My mother’s words were cut off when I punched her right in the jaw. She collapsed without another word. In her railing threats, she would have revealed too much, and if Bones knew about the deal I’d made, he would talk me out of it. I’d believe whatever impossible assurances he gave me, because my heart had no common sense.
A bullet whizzed by. I dropped to the ground, not wanting to get shot again. Bones gave an irritated glance in its direction and then grasped the floorboards of the car. My eyes widened in growing comprehension. God, he couldn’t do that, could he?
The agents from the cars in front of us had taken cover behind one of their overturned vehicles, and they were firing at us. Apparently they’d been told to ensure my safe arrival or, failing that, guarantee I didn’t escape. Plan A had failed, so they were going with Plan B. Bones gave a wolfish grin as he lifted the car off the ground. He spun in a semicircle for maximum velocity, and then the twisted hunk of machinery went sailing through the air, landing point-blank on the makeshift barricade of the agents’ vehicle.
There was a thunderous boom as the car exploded on contact. Thick acrid smoke billowed into the air. In the midst of this maelstrom, with his legs apart and eyes flashing green, Bones looked absolutely, terrifyingly magnificent.
Pandemonium seized the highway. Traffic on the opposite side of the road piled up as disbelieving onlookers stopped driving and gaped at the carnage to their left. Every second brought a fresh squealing of brakes and new accidents. Bones didn’t pause to admire his work. He took my hand and threw my mother over his shoulder as we raced into the trees out of sight.
He had a car waiting about five miles ahead where the lanes were free of the wreckage behind us. Bones deposited my mother in the back, pausing only to clap a piece of duct tape over her mouth before we sped off.
“Glad you were the one that socked her, luv. It saved me the trouble. You don’t get your meanness from your father—you get it from her. She bit me.”
For someone who had just been hit by a car going sixty, he looked remarkably chipper.
“How did you do that? How did you stop the car? If a vampire can do that, why didn’t Switch prevent me from bashing into the house last night?”
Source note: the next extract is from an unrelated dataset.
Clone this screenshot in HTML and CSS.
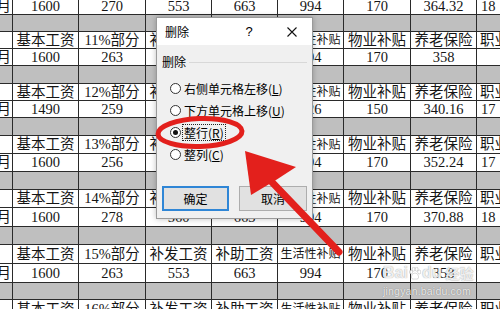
FILE: index.html
```html
<!DOCTYPE html>
<html lang="zh-CN">
<head>
  <meta charset="UTF-8">
  <title>删除 - 整行</title>
  <link rel="stylesheet" href="styles.css">
</head>
<body>
  <div class="screen">
    <div class="sheet">
      <div class="row num"><span>月</span><span>1600</span><span>270</span><span>553</span><span>663</span><span>994</span><span>170</span><span>364.32</span><span>18</span></div>
      <div class="row gap"><span></span><span></span><span></span><span></span><span></span><span></span><span></span><span></span><span></span></div>
      <div class="row"><span></span><span>基本工资</span><span>11%部分</span><span>补发工资</span><span>补助工资</span><span class="small">生活性补贴</span><span>物业补贴</span><span>养老保险</span><span>职业年金</span></div>
      <div class="row num"><span>月</span><span>1600</span><span>263</span><span>553</span><span>663</span><span>994</span><span>170</span><span>358</span><span></span></div>
      <div class="row gap tall"><span></span><span></span><span></span><span></span><span></span><span></span><span></span><span></span><span></span></div>
      <div class="row"><span></span><span>基本工资</span><span>12%部分</span><span>补发工资</span><span>补助工资</span><span class="small">生活性补贴</span><span>物业补贴</span><span>养老保险</span><span>职业年金</span></div>
      <div class="row num"><span>月</span><span>1490</span><span>259</span><span>553</span><span>663</span><span>926</span><span>150</span><span>340.16</span><span>17</span></div>
      <div class="row gap tall"><span></span><span></span><span></span><span></span><span></span><span></span><span></span><span></span><span></span></div>
      <div class="row tall"><span></span><span>基本工资</span><span>13%部分</span><span>补发工资</span><span>补助工资</span><span class="small">生活性补贴</span><span>物业补贴</span><span>养老保险</span><span>职业年金</span></div>
      <div class="row num tall"><span>月</span><span>1600</span><span>256</span><span>553</span><span>663</span><span>994</span><span>170</span><span>352.24</span><span>17</span></div>
      <div class="row gap tall"><span></span><span></span><span></span><span></span><span></span><span></span><span></span><span></span><span></span></div>
      <div class="row tall"><span></span><span>基本工资</span><span>14%部分</span><span>补发工资</span><span>补助工资</span><span class="small">生活性补贴</span><span>物业补贴</span><span>养老保险</span><span>职业年金</span></div>
      <div class="row num taller"><span>月</span><span>1600</span><span>278</span><span>560</span><span>663</span><span>994</span><span>170</span><span>370.88</span><span>18</span></div>
      <div class="row gap tall"><span></span><span></span><span></span><span></span><span></span><span></span><span></span><span></span><span></span></div>
      <div class="row taller"><span></span><span>基本工资</span><span>15%部分</span><span>补发工资</span><span>补助工资</span><span class="small">生活性补贴</span><span>物业补贴</span><span>养老保险</span><span>职业年金</span></div>
      <div class="row num taller"><span>月</span><span>1600</span><span>263</span><span>553</span><span>663</span><span>994</span><span>170</span><span>358</span><span></span></div>
      <div class="row gap"><span></span><span></span><span></span><span></span><span></span><span></span><span></span><span></span><span></span></div>
      <div class="row taller"><span></span><span>基本工资</span><span>16%部分</span><span>补发工资</span><span>补助工资</span><span class="small">生活性补贴</span><span>物业补贴</span><span>养老保险</span><span>职业年金</span></div>
    </div>

    <!-- the delete dialog sits on top of the sheet -->
    <div class="dialog">
      <div class="dialog-title">
        <span>删除</span>
        <span class="help">?</span>
        <svg class="close" width="10" height="10" viewBox="0 0 10 10">
          <path d="M0.5 0.5 L9.5 9.5 M9.5 0.5 L0.5 9.5" stroke="#111" stroke-width="1.1" fill="none"/>
        </svg>
      </div>
      <div class="dialog-body">
        <div class="group-label"><span>删除</span></div>
        <ul class="options">
          <li><i class="radio"></i><span>右侧单元格左移(<u>L</u>)</span></li>
          <li><i class="radio"></i><span>下方单元格上移(<u>U</u>)</span></li>
          <li><i class="radio checked"></i><span class="focus">整行(<u>R</u>)</span></li>
          <li><i class="radio"></i><span>整列(<u>C</u>)</span></li>
        </ul>
        <div class="buttons">
          <button class="btn primary">确定</button>
          <button class="btn">取消</button>
        </div>
      </div>
    </div>

    <!-- red marker drawn over the screenshot -->
    <svg class="marks" width="500" height="309" viewBox="0 0 500 309">
      <ellipse cx="200" cy="132.5" rx="42" ry="14" fill="none" stroke="#e3201c" stroke-width="5" transform="rotate(-2 200 132)"/>
      <line x1="268" y1="178" x2="339" y2="252" stroke="#e3201c" stroke-width="7" stroke-linecap="round"/>
      <polygon points="245,151 296,167 276,180 251,195" fill="#e3201c"/>
    </svg>

    <div class="watermark">
      <div class="logo">
        <span>Bai</span>
        <svg width="12" height="13" viewBox="0 0 12 13">
          <ellipse cx="2" cy="5" rx="1.6" ry="2" />
          <ellipse cx="4.6" cy="2.2" rx="1.5" ry="2" />
          <ellipse cx="7.6" cy="2.2" rx="1.5" ry="2" />
          <ellipse cx="10.2" cy="5" rx="1.6" ry="2" />
          <path d="M6 6 C3.5 6 2 9 2.5 11 C3 12.5 5 12 6 12 C7 12 9 12.5 9.5 11 C10 9 8.5 6 6 6 Z" />
        </svg>
        <span>du</span>
        <span class="cn">经验</span>
      </div>
      <div class="url">jingyan.baidu.com</div>
    </div>
  </div>
</body>
</html>
```

FILE: styles.css
```css
body {
  margin: 0;
  font-family: "Liberation Serif", "Noto Sans CJK SC", serif;
  background: #fff;
}

.screen {
  position: relative;
  width: 500px;
  height: 309px;
  overflow: hidden;
  background: #fff;
}

.sheet {
  margin-top: -2px;
}

.row {
  display: grid;
  grid-template-columns: 13px 66px 67px 66px 66px 66px 67px 66px 66px;
  height: 17px;
}

.row.tall {
  height: 18px;
}

.row.taller {
  height: 19px;
}

.row > span {
  display: flex;
  align-items: center;
  justify-content: center;
  overflow: hidden;
  white-space: nowrap;
  border-right: 1px solid #2a2a2a;
  border-bottom: 1px solid #2a2a2a;
  font-size: 14.5px;
  line-height: 1;
  color: #151515;
}

.row > span:first-child {
  justify-content: flex-end;
  padding-right: 1px;
}

.row > span:last-child {
  justify-content: flex-start;
  padding-left: 3px;
  border-right: 0;
}

.row.num > span:last-child {
  padding-left: 4px;
}

.row > span.small {
  font-size: 12px;
}

.gap > span {
  background: #bfbfbf;
}

/* dialog */
.dialog {
  position: absolute;
  left: 156px;
  top: 17px;
  width: 157px;
  height: 202px;
  box-sizing: border-box;
  border: 1px solid #9a9a9a;
  background: #f0f0f0;
  box-shadow: 0 0 6px rgba(0, 0, 0, 0.25);
  font-family: "Noto Sans CJK SC", sans-serif;
  font-size: 12px;
  color: #000;
}

.dialog-title {
  display: flex;
  align-items: center;
  height: 27px;
  padding-left: 8px;
  background: #fff;
}

.dialog-title .help {
  margin-left: auto;
  width: 14px;
  margin-right: 31px;
  text-align: center;
  font-family: "Liberation Sans", sans-serif;
  font-size: 13px;
}

.dialog-title .close {
  margin-right: 15px;
}

.dialog-body {
  padding: 10px 5px 0 5px;
}

.group-label {
  display: flex;
  align-items: center;
  gap: 3px;
  height: 14px;
  line-height: 14px;
}

.group-label::after {
  content: "";
  flex: 1;
  height: 1px;
  background: #d8d8d8;
}

.options {
  list-style: none;
  margin: 8px 0 0;
  padding: 0 0 0 8px;
}

.options li {
  display: flex;
  align-items: center;
  height: 22px;
  white-space: nowrap;
  font-size: 12px;
}

.radio {
  position: relative;
  width: 11px;
  height: 11px;
  box-sizing: border-box;
  border: 1px solid #333;
  border-radius: 50%;
  background: #fff;
  margin-right: 3px;
}

.radio.checked::after {
  content: "";
  position: absolute;
  left: 2px;
  top: 2px;
  width: 5px;
  height: 5px;
  border-radius: 50%;
  background: #111;
}

.focus {
  outline: 1px dotted #222;
  outline-offset: 1px;
  line-height: 13px;
}

.buttons {
  display: flex;
  gap: 10px;
  margin-top: 21px;
}

.btn {
  width: 67px;
  height: 25px;
  padding: 0;
  border: 1px solid #adadad;
  background: #e1e1e1;
  font-family: "Noto Sans CJK SC", sans-serif;
  font-size: 12px;
  color: #000;
}

.btn + .btn {
  width: 68px;
}

.btn.primary {
  border: 2px solid #2f86d6;
}

/* annotations */
.marks {
  position: absolute;
  left: 0;
  top: 0;
}

.watermark {
  position: absolute;
  left: 383px;
  top: 264px;
  color: rgba(255, 255, 255, 0.85);
  text-shadow: 0 0 1px rgba(0, 0, 0, 0.45);
}

.watermark .logo {
  display: flex;
  align-items: center;
  gap: 1px;
  font-family: "Liberation Sans", sans-serif;
  font-weight: bold;
  font-size: 16px;
  line-height: 18px;
}

.watermark .logo svg {
  fill: rgba(255, 255, 255, 0.85);
  stroke: rgba(0, 0, 0, 0.3);
  stroke-width: 0.5;
}

.watermark .cn {
  margin-left: 3px;
  font-family: "Noto Sans CJK SC", sans-serif;
  font-size: 14px;
}

.watermark .url {
  margin-top: 3px;
  font-family: "Liberation Sans", sans-serif;
  font-size: 10.5px;
  letter-spacing: 0.2px;
}
```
Bones snorted derisively. “That pup? He couldn’t stop a toddler on a tricycle. He was only ’round sixty, luv, in undead years. You have to be an old Master vamp like me to pull such a trick without regretting it dearly afterwards. Believe me, it hurt like blazes. That’s why I took a nip from your two blokes before chucking them off. Who were they, anyhow? They weren’t police.”
This had to be handled very carefully. “Um, they were from some branch of government, they didn’t say which. Weren’t real chatty, you know? I think they were taking me to a special jail or something because of Oliver.”
He gave me a look. “You should have waited for me. You could have gotten killed.”
“I couldn’t wait! One of Oliver’s dirty cops tried to shoot me, and he was supposed to plant a bomb in the hospital where they were taking my mother! Oliver was the one, Bones. He admitted it, practically bragged about how Hennessey was ‘cleaning up’ his state for him. Like all those people were nothing but garbage. God, if I’d killed him ten times, it still wouldn’t be enough.”
“What makes you think those blokes who were taking you away weren’t more of his men?”
“They weren’t. Besides, you hardly treated them like you were giving them the benefit of the doubt. You dropped a car on four of them.”
“Oh, don’t fret.” Unconcernedly. “They jumped free before the explosion. And if they were too thick not to, then they deserved to die for their stupidity.”
“Whose car is this?” We were riding in a black Volvo SUV, fully loaded with that new car smell.
Bones cast a sideways glance at me. “Yours. Do you like it?”
I shook my head. “Not whose it is now, but won’t it be reported stolen soon?”
“No,” he replied. “This was your Christmas present. It’s registered under the name on your false license, so there’s no way for them to track it. Hope you don’t mind missing out on the surprise, but under the circumstances, it was our best option.”
My mouth hung open, because he was clearly serious. “I can’t accept this. It’s way too expensive!” In the midst of everything, here I was arguing over the lavishness of a Christmas gift. Normal and I would never meet.
He gave an exasperated sigh. “Kitten, for once could you just say thank you? Really, luv, aren’t we past this?”